Explanations over, the first cast is made underarm, enabling James to lay the rig on the water’s surface in a straight line. He
follows it up with some feed. “I think many anglers fail to ‘attack’ the swim positively, and don’t think about their bait selection enough. For example, when targeting roach, as I’m predominantly going to be doing today, they tend to stick with maggots, which often leads to catching only smaller fish. I’ll be using mainly hemp and casters today, which will hopefully pick out the bigger fish.” “Initially, I’m introducing a decent amount of hemp slightly downstream to create a bed of feed over which the bigger roach will hopefully settle. Additionally, I’ll feed 10 to 20 casters on every cast.” James steadily starts to find the fish. First of all, it’s a small dace, roach and the odd perch, but after half an hour of regular feeding the stamp of fish gradually increases, with some of the immaculate roach being landed weighing well over 1lb. “I’m delighted with how the swim is progressing. I knew the roach were here, and good ones too, but this is rapidly turning into one of the best day’s roach fishing I have enjoyed in a long time!” says James with a satisfied grin as he nets and unhooks yet another bar of solid Ribble silver, its fins tipped with crimson red.
Two lines better than one
In true match angling style, James feeds two lines rather than just the one. “I suppose that the majority of pleasure anglers will concentrate on just one swim, but by developing a line further out, I can rest the productive inside area and catch some additional dace or perhaps a bonus chub slightly further out.” “It’s demanding work to keep two or more lines on the go, but it’s almost always worth it,” explains James as he swings a chunky dace to hand. By the second and third hours of the session, James is in full flow and his feeding, casting, line control, striking and landing of fish all seem effortlessly coordinated. “Today in this swim a very positive feeding approach is paying dividends, and by using ‘positive’ hookbaits such as double caster, I’m landing a stamp of roach that I would probably miss out on if I were only using maggots.

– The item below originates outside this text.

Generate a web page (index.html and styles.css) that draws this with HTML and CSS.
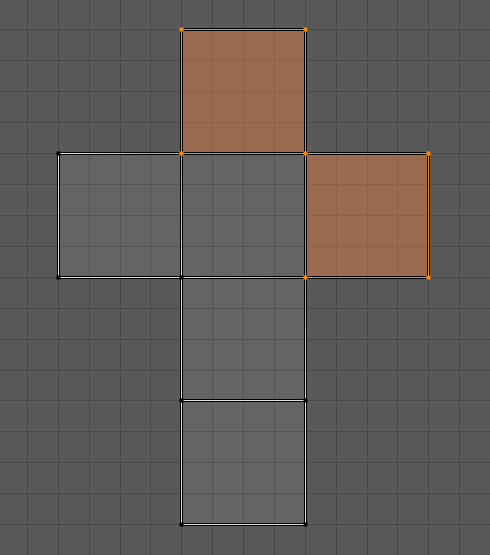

“I really believe that is what’s making all the difference today, combined with a well set up rig,” says James as he continues to plunder fish after fish in unrelenting fashion. It soon becomes noticeable that his inside line swim is becoming increasingly productive. “Many novice anglers would probably overlook developing an inside line in favour of chucking a feeder or a waggler as far as possible, and yet the best fish appear to be willing to feed close in!” he adds. The afternoon light rapidly starts to fade but it’s not easy to tempt James away from pitch in order to grab a catch picture before darkness envelopes us. With over 35lb of prime River Ribble redfins in his net, plus a raft of other species, it’s been a fabulous display of stick float fishing. “Why on earth would you stay indoors when a winter’s day could deliver a superb catch like this?” he concludes, a beaming grin stretching from ear to ear as he calls it a day.